OK, so we’re heading into the finale knowing already that Walt gets back to the ABQ in about 30 hours, if you just stop to use the bathroom (from a previous episode). We know he has a very, very dangerous machine gun. We know he has unfinished business. But I’ll admit that, with one episode to go, it’s not as clear as I’d imagined, this little return to warfare. Coming to get what’s rightfully his (the money, revenge) from Jack and the Nazi goons? Coming to stitch up the long-festering Gray Matter wound? Will Jesse be freed when the gun goes off? Will Skyler get the money? Does Walt’s family even want his blood money? Is Walt in any shape, physically, to get all the way back across the country?

So many questions. One final episode.

And yes, I think all hell will break loose in the finale. I think it will be sad. I think it will be, in some way, poetic. Because 97 percent of the time Breaking Bad is poetic. But I can’t quite let go of “Granite State” just yet. Part of me thinks that the finale, as Walt’s Last Stand, will be in some ways catering to the fans of the show and giving them some kind of epic blowout ending.

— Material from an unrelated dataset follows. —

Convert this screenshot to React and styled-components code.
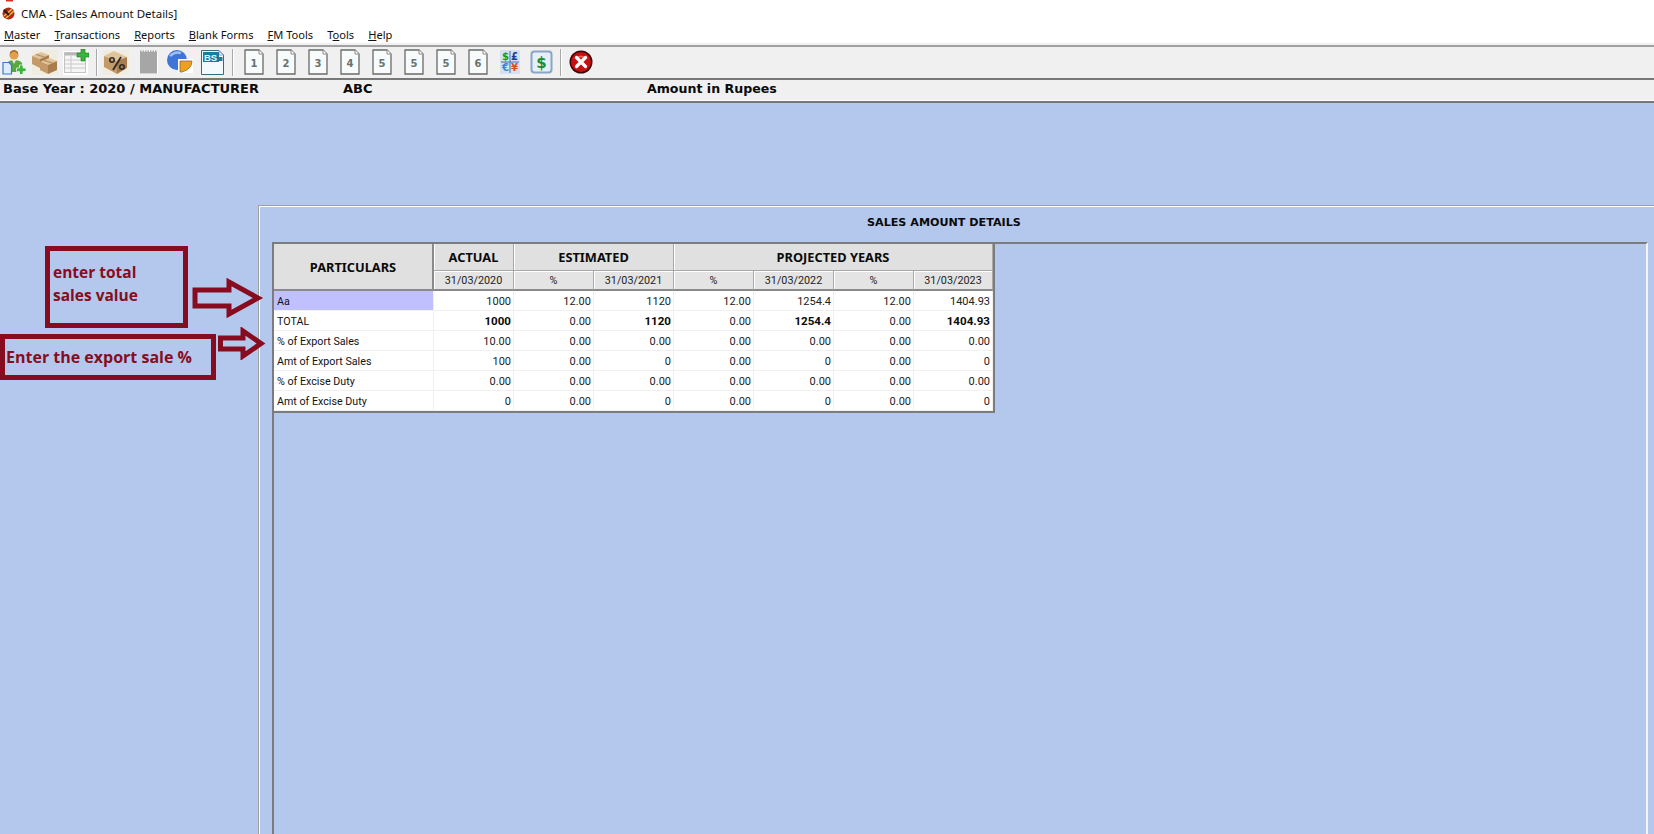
import React from "react";
import styled, { createGlobalStyle } from "styled-components";

const MAROON = "#880c20";

const menus = [
  ["M", "aster"],
  ["T", "ransactions"],
  ["R", "eports"],
  ["B", "lank Forms"],
  ["F", "M Tools"],
  ["T", "ools", true],
  ["H", "elp"],
];

const rows = [
  { name: "Aa", active: true, cells: ["1000", "12.00", "1120", "12.00", "1254.4", "12.00", "1404.93"] },
  { name: "TOTAL", bold: true, cells: ["1000", "0.00", "1120", "0.00", "1254.4", "0.00", "1404.93"] },
  { name: "% of Export Sales", cells: ["10.00", "0.00", "0.00", "0.00", "0.00", "0.00", "0.00"] },
  { name: "Amt of Export Sales", cells: ["100", "0.00", "0", "0.00", "0", "0.00", "0"] },
  { name: "% of Excise Duty", cells: ["0.00", "0.00", "0.00", "0.00", "0.00", "0.00", "0.00"] },
  { name: "Amt of Excise Duty", cells: ["0", "0.00", "0", "0.00", "0", "0.00", "0"] },
];

const subHeads = ["31/03/2020", "%", "31/03/2021", "%", "31/03/2022", "%", "31/03/2023"];

// toolbar icons
const AppIcon = () => (
  <svg width="15" height="21" viewBox="0 0 15 21">
    <rect x="5" y="0" width="7" height="1.5" fill="#d83020" />
    <circle cx="7.5" cy="13.5" r="6" fill="#b02a18" />
    <path d="M3 16 L11 9 M5 18 L13 11" stroke="#e8c040" strokeWidth="1.6" />
    <path d="M3 10 L8 15" stroke="#2a1a10" strokeWidth="2" />
  </svg>
);

const UserIcon = () => (
  <svg width="24" height="26" viewBox="0 0 24 26">
    <circle cx="12" cy="6" r="4.6" fill="#e0a050" />
    <path d="M8 5 Q12 0 16 5 L16 3 Q12 -1 8 3Z" fill="#a86a20" />
    <path d="M4 23 L5 14 Q7 11 12 11 Q18 11 20 14 L21 23Z" fill="#58a83c" />
    <path d="M10 11 L12 15 L14 11Z" fill="#e8f0e0" />
    <path d="M1 13.5 H7 L9.5 16 V25 H1Z" fill="#dcebff" stroke="#3a78d8" strokeWidth="1.2" />
    <path d="M17.5 16 H21 V19 H24 V22.5 H21 V25.5 H17.5 V22.5 H14.5 V19 H17.5Z" fill="#3cb43c" stroke="#fff" strokeWidth="0.7" />
  </svg>
);

const BoxShape = ({ x, y }) => (
  <g transform={`translate(${x} ${y})`}>
    <path d="M0 4 L9 0 L17 3 L8 7Z" fill="#e0c49a" />
    <path d="M0 4 L8 7 V16 L0 12Z" fill="#c49a68" />
    <path d="M8 7 L17 3 V12 L8 16Z" fill="#a87c4c" />
    <path d="M4 2.3 L12.5 5.2" stroke="#b89468" strokeWidth="1.4" />
  </g>
);

const BoxesIcon = () => (
  <svg width="26" height="25" viewBox="0 0 26 25">
    <rect width="26" height="25" fill="#f0ecdf" />
    <BoxShape x="0" y="2" />
    <BoxShape x="8" y="8" />
  </svg>
);

const TableIcon = () => (
  <svg width="26" height="26" viewBox="0 0 26 26">
    <rect x="0" y="2" width="25" height="24" fill="#fff" />
    <rect x="1.5" y="3.5" width="21" height="20" fill="#f6f6f6" stroke="#c4c4c4" />
    <rect x="2" y="4" width="20" height="2.5" fill="#b8b8b8" />
    <path d="M2 11 H22 M2 15 H22 M2 19 H22 M8 7 V23" stroke="#c8c8c8" />
    <path d="M18 0 H22 V4 H26 V8 H22 V12 H18 V8 H14 V4 H18Z" fill="#3cb43c" stroke="#1a7a1a" strokeWidth="0.6" />
  </svg>
);

const PercentBoxIcon = () => (
  <svg width="26" height="25" viewBox="0 0 26 25">
    <rect width="26" height="25" fill="#f0ecdf" />
    <path d="M1 6 L11 1 L24 7 L14 11Z" fill="#e0c49a" />
    <path d="M1 6 L14 11 V24 L1 17Z" fill="#c49a68" />
    <path d="M14 11 L24 7 V18 L14 24Z" fill="#a87c4c" />
    <circle cx="9" cy="10" r="2.2" fill="none" stroke="#2a2a2a" strokeWidth="1.6" />
    <path d="M10 20 L18 7" stroke="#2a2a2a" strokeWidth="1.8" />
    <circle cx="19" cy="17" r="2.2" fill="none" stroke="#2a2a2a" strokeWidth="1.6" />
  </svg>
);

const NoteIcon = () => (
  <svg width="19" height="24" viewBox="0 0 19 24">
    <rect x="1" y="2" width="17" height="22" fill="#a6a6a6" />
    <path d="M1 1.5 H18" stroke="#a6a6a6" strokeWidth="2" strokeDasharray="1.5 1" />
    <path d="M18.5 3 V24 H1" stroke="#fff" fill="none" />
  </svg>
);

const PieIcon = () => (
  <svg width="26" height="24" viewBox="0 0 26 24">
    <circle cx="10" cy="10" r="10" fill="#3f74d8" />
    <path d="M3 6 Q8 1 14 3" stroke="#9fc0f4" strokeWidth="2.5" fill="none" />
    <rect x="11" y="9" width="15" height="14" fill="#fff" />
    <path d="M13 11 H25 Q25 19 15 22 H13Z" fill="#f0a020" stroke="#8a6a30" strokeWidth="0.8" />
  </svg>
);

const BsIcon = () => (
  <svg width="23" height="25" viewBox="0 0 23 25">
    <path d="M0.5 0.5 H18 L22.5 5 V24.5 H0.5Z" fill="#f2fafc" stroke="#3a6a80" />
    <path d="M18 0.5 V5 H22.5" fill="none" stroke="#8aa" />
    <rect x="2" y="2" width="16" height="10" fill="#1c7c9e" />
    <text x="3" y="10.5" fontFamily="Liberation Sans, sans-serif" fontWeight="700" fontSize="9.5" fill="#dff">BS</text>
    <rect x="17" y="7" width="4.5" height="4" fill="#1c7c9e" />
  </svg>
);

const DocIcon = ({ n }) => (
  <svg width="20" height="26" viewBox="0 0 20 26">
    <path d="M1 1 H15 L19 5 V25 H1Z" fill="#f7fbfb" stroke="#6a6a6a" strokeWidth="1.3" />
    <path d="M15 1 V5 H19" fill="#fff" stroke="#8a8a8a" />
    <text x="10" y="17.5" textAnchor="middle" fontFamily="DejaVu Sans, sans-serif" fontWeight="700" fontSize="10" fill="#6a7070">{n}</text>
  </svg>
);

const CurrencyIcon = () => (
  <svg width="20" height="24" viewBox="0 0 20 24">
    <rect width="20" height="24" fill="#d4e0f4" />
    <path d="M10 1 V23 M1 12 H19" stroke="#4a6aa8" />
    <g fontFamily="DejaVu Sans, sans-serif" fontWeight="700" fontSize="10" textAnchor="middle">
      <text x="5.5" y="10" fill="#10a010">$</text>
      <text x="14.5" y="10" fill="#203a90">£</text>
      <text x="5.5" y="21" fill="#3a80d8">€</text>
      <text x="14.5" y="21" fill="#e04820">¥</text>
    </g>
  </svg>
);

const DollarIcon = () => (
  <svg width="23" height="24" viewBox="0 0 23 24">
    <rect width="23" height="24" fill="#eeeee2" />
    <rect x="1.5" y="1.5" width="20" height="21" rx="3" fill="#e6eef8" stroke="#8aa4cc" strokeWidth="2" />
    <text x="11.5" y="18" textAnchor="middle" fontFamily="DejaVu Sans, sans-serif" fontWeight="700" fontSize="15" fill="#14902c">$</text>
  </svg>
);

const CloseIcon = () => (
  <svg width="24" height="24" viewBox="0 0 24 24">
    <circle cx="12" cy="12" r="11.5" fill="#3a0808" />
    <circle cx="12" cy="12" r="10" fill="#c81010" />
    <path d="M4 9 Q12 2 20 9 Q12 6 4 9Z" fill="#f06060" />
    <path d="M7.5 7.5 L16.5 16.5 M16.5 7.5 L7.5 16.5" stroke="#fff" strokeWidth="3.2" strokeLinecap="round" />
  </svg>
);

const BigArrow = () => (
  <svg width="72" height="40" viewBox="0 0 72 40">
    <path d="M3 12 H37 V4 L66 20 L37 36 V28 H3Z" fill="none" stroke={MAROON} strokeWidth="5" />
  </svg>
);

const SmallArrow = () => (
  <svg width="48" height="33" viewBox="0 0 48 33">
    <path d="M2.5 11 H25 V4 L43 16.5 L25 29 V22 H2.5Z" fill="none" stroke={MAROON} strokeWidth="5" />
  </svg>
);

const App = () => {
  return (
    <Page>
      <GlobalStyle />
      <TitleBar>
        <AppIcon />
        <span>CMA - [Sales Amount Details]</span>
      </TitleBar>
      <MenuBar>
        {menus.map(([key, rest, second]) => (
          <MenuItem key={key + rest}>
            {second ? (
              <>
                {key}
                <u>{rest[0]}</u>
                {rest.slice(1)}
              </>
            ) : (
              <>
                <u>{key}</u>
                {rest}
              </>
            )}
          </MenuItem>
        ))}
      </MenuBar>
      <Toolbar>
        <ToolGroup $size={28} $gap={3}>
          <ToolButton><UserIcon /></ToolButton>
          <ToolButton><BoxesIcon /></ToolButton>
          <ToolButton><TableIcon /></ToolButton>
        </ToolGroup>
        <ToolSeparator $left={6} />
        <ToolGroup $size={32} $left={2}>
          <ToolButton><PercentBoxIcon /></ToolButton>
          <ToolButton><NoteIcon /></ToolButton>
          <ToolButton><PieIcon /></ToolButton>
          <ToolButton><BsIcon /></ToolButton>
        </ToolGroup>
        <ToolSeparator $left={4} />
        <ToolGroup $size={32} $left={4}>
          {["1", "2", "3", "4", "5", "5", "5", "6"].map((n, i) => (
            <ToolButton key={i}><DocIcon n={n} /></ToolButton>
          ))}
          <ToolButton><CurrencyIcon /></ToolButton>
          <ToolButton $shift={-2}><DollarIcon /></ToolButton>
        </ToolGroup>
        <ToolSeparator $left={2} />
        <ToolGroup $size={32} $left={3}>
          <ToolButton><CloseIcon /></ToolButton>
        </ToolGroup>
      </Toolbar>
      <StatusBar>
        <StatusField $width={340}>Base Year : 2020 / MANUFACTURER</StatusField>
        <StatusField $width={304}>ABC</StatusField>
        <StatusField $size={12.6}>Amount in Rupees</StatusField>
      </StatusBar>
      <Workspace>
        <Panel>
          <PanelTitle>SALES AMOUNT DETAILS</PanelTitle>
          <GridFrame>
            <Grid>
              <ParticularsHead>PARTICULARS</ParticularsHead>
              <GroupHead $span={1}>ACTUAL</GroupHead>
              <GroupHead $span={2}>ESTIMATED</GroupHead>
              <GroupHead $span={4}>PROJECTED YEARS</GroupHead>
              {subHeads.map((h, i) => (
                <SubHead key={i}>{h}</SubHead>
              ))}
              {rows.map((row) => (
                <React.Fragment key={row.name}>
                  <NameCell $active={row.active}>{row.name}</NameCell>
                  {row.cells.map((c, i) => (
                    <ValueCell key={i} $bold={row.bold && i % 2 === 0}>{c}</ValueCell>
                  ))}
                </React.Fragment>
              ))}
            </Grid>
          </GridFrame>
        </Panel>
        <NoteBox $top={143} $left={45} $width={143} $height={82} $pad={3} $size={15.5} $shift={6}>
          enter total<br />sales value
        </NoteBox>
        <ArrowSlot $top={175} $left={192}><BigArrow /></ArrowSlot>
        <NoteBox $top={231} $left={0} $width={216} $height={46} $pad={1} $size={16}>
          Enter the export sale %
        </NoteBox>
        <ArrowSlot $top={224} $left={218}><SmallArrow /></ArrowSlot>
      </Workspace>
    </Page>
  );
};

export default App;

const GlobalStyle = createGlobalStyle`
  html, body {
    margin: 0;
    padding: 0;
    height: 100%;
    overflow: hidden;
  }
  #root {
    height: 100%;
  }
`;

const Page = styled.div`
  height: 834px;
  display: flex;
  flex-direction: column;
  background: #fff;
  font-family: "Noto Sans", sans-serif;
  overflow: hidden;
`;

const TitleBar = styled.div`
  height: 24px;
  flex: none;
  display: flex;
  align-items: flex-start;
  gap: 5px;
  padding-left: 1px;
  font-size: 11.5px;
  color: #111;
  span {
    line-height: 28px;
  }
`;

const MenuBar = styled.div`
  height: 19px;
  flex: none;
  display: flex;
  gap: 14px;
  padding: 1px 0 0 4px;
  box-sizing: border-box;
  align-items: center;
`;

const MenuItem = styled.div`
  font-size: 11.1px;
  color: #111;
`;

const Toolbar = styled.div`
  height: 32px;
  flex: none;
  display: flex;
  align-items: center;
  background: #f0f0f0;
  border-top: 3px solid #f0f0f0;
  box-sizing: content-box;
  position: relative;
  box-shadow: inset 0 1px 0 #f0f0f0;
  &::before {
    content: "";
    position: absolute;
    left: 0;
    right: 0;
    top: -1px;
    height: 2px;
    background: #a0a0a0;
  }
`;

const ToolGroup = styled.div`
  display: grid;
  grid-auto-flow: column;
  grid-auto-columns: ${(p) => p.$size}px;
  column-gap: ${(p) => p.$gap || 0}px;
  margin-left: ${(p) => p.$left || 0}px;
`;

const ToolButton = styled.div`
  display: flex;
  align-items: center;
  justify-content: center;
  height: 28px;
  margin-left: ${(p) => p.$shift || 0}px;
`;

const ToolSeparator = styled.div`
  width: 1px;
  height: 27px;
  flex: none;
  background: #a8a8a8;
  border-right: 1px solid #fff;
  margin-left: ${(p) => p.$left}px;
`;

const StatusBar = styled.div`
  height: 23px;
  flex: none;
  display: flex;
  align-items: center;
  padding: 0 0 3px 3px;
  box-sizing: border-box;
  background: #f0f0f0;
  border-top: 2px solid #787878;
  border-bottom: 1px solid #fff;
  box-shadow: 0 2px 0 #787878;
  position: relative;
`;

const StatusField = styled.div`
  width: ${(p) => (p.$width ? `${p.$width}px` : "auto")};
  flex: none;
  font-family: "DejaVu Sans", sans-serif;
  font-weight: 700;
  font-size: ${(p) => p.$size || 13}px;
  color: #0a0a0a;
`;

const Workspace = styled.div`
  flex: 1;
  position: relative;
  margin-top: 2px;
  padding: 102px 0 0 258px;
  background: #b4c8ee;
`;

const Panel = styled.div`
  height: 640px;
  width: 1420px;
  border: 1px solid #a0a0a0;
  box-shadow: inset 1px 1px 0 #fff;
  padding: 7px 0 0 13px;
  box-sizing: border-box;
`;

const PanelTitle = styled.div`
  height: 29px;
  padding-left: 595px;
  line-height: 19px;
  font-family: "DejaVu Sans", sans-serif;
  font-weight: 700;
  font-size: 11.15px;
  color: #0a0a0a;
`;

const GridFrame = styled.div`
  width: 1376px;
  height: 600px;
  border-top: 2px solid #7c7c7c;
  border-left: 2px solid #7c7c7c;
  border-right: 2px solid #f4f4f4;
  box-sizing: border-box;
`;

const Grid = styled.div`
  display: grid;
  grid-template-columns: 160px repeat(6, 80px) 79px;
  grid-template-rows: 27px 20px repeat(6, 20px);
  width: 719px;
  box-sizing: content-box;
  background: #fff;
  border-right: 2px solid #7c7c7c;
  border-bottom: 2px solid #7c7c7c;
  font-family: Roboto, sans-serif;
  font-size: 11px;
  color: #111;
`;

const HeadBase = styled.div`
  display: flex;
  align-items: center;
  justify-content: center;
  background: #e0e0e0;
  box-sizing: border-box;
  font-family: "Noto Sans", sans-serif;
  font-weight: 700;
  font-size: 12.8px;
  color: #0a0a0a;
`;

const ParticularsHead = styled(HeadBase)`
  grid-row: span 2;
  border-right: 2px solid #8a8a8a;
  border-bottom: 2px solid #8a8a8a;
`;

const GroupHead = styled(HeadBase)`
  grid-column: span ${(p) => p.$span};
  border-right: 1px solid #a8a8a8;
  border-bottom: 1px solid #a8a8a8;
  box-shadow: inset 1px 0 0 #fff;
`;

const SubHead = styled.div`
  display: flex;
  align-items: center;
  justify-content: center;
  padding-top: 1px;
  background: #e4e4e4;
  box-sizing: border-box;
  border-right: 1px solid #a8a8a8;
  border-bottom: 2px solid #8a8a8a;
  box-shadow: inset 1px 1px 0 #fff;
  font-size: 10.8px;
  color: #222;
`;

const NameCell = styled.div`
  display: flex;
  align-items: center;
  padding: 1px 0 0 3px;
  box-sizing: border-box;
  background: ${(p) => (p.$active ? "#c0c0ff" : "#fff")};
  border-bottom: 1px solid #f0f0f0;
  border-right: 1px solid #f0f0f0;
  font-size: 10.7px;
  color: #111;
`;

const ValueCell = styled.div`
  display: flex;
  align-items: center;
  justify-content: flex-end;
  padding: 1px 2px 0 0;
  box-sizing: border-box;
  border-right: 1px solid #f0f0f0;
  border-bottom: 1px solid #f0f0f0;
  font-size: ${(p) => (p.$bold ? 11.6 : 11)}px;
  font-weight: ${(p) => (p.$bold ? 700 : 400)};
  color: ${(p) => (p.$bold ? "#0a0a0a" : "#222")};
`;

const NoteBox = styled.div`
  position: absolute;
  top: ${(p) => p.$top}px;
  left: ${(p) => p.$left}px;
  width: ${(p) => p.$width}px;
  height: ${(p) => p.$height}px;
  box-sizing: border-box;
  border: 5px solid ${MAROON};
  display: flex;
  align-items: center;
  padding: 0 0 ${(p) => p.$shift || 0}px ${(p) => p.$pad}px;
  font-family: "Open Sans", sans-serif;
  font-weight: 700;
  font-size: ${(p) => p.$size}px;
  line-height: 23px;
  color: ${MAROON};
`;

const ArrowSlot = styled.div`
  position: absolute;
  top: ${(p) => p.$top}px;
  left: ${(p) => p.$left}px;
  line-height: 0;
`;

What I loved most about “Granite State,” in contrast, is that it was not epic. It was not a finale we’ll talk about forever. It was a penultimate episode that spoke volumes about bad decisions and failed dreams and having everything you ever tried to do turn to shit. Good people making bad decisions ultimately ends with bad people making bad decisions because that’s all they can do. Those are the only options they have left. Like Hank said about Jack making up his mind to kill him 10 minutes earlier, Walt doesn’t see what the universe has decided on. It’s long been over. The only thing left is the reckoning.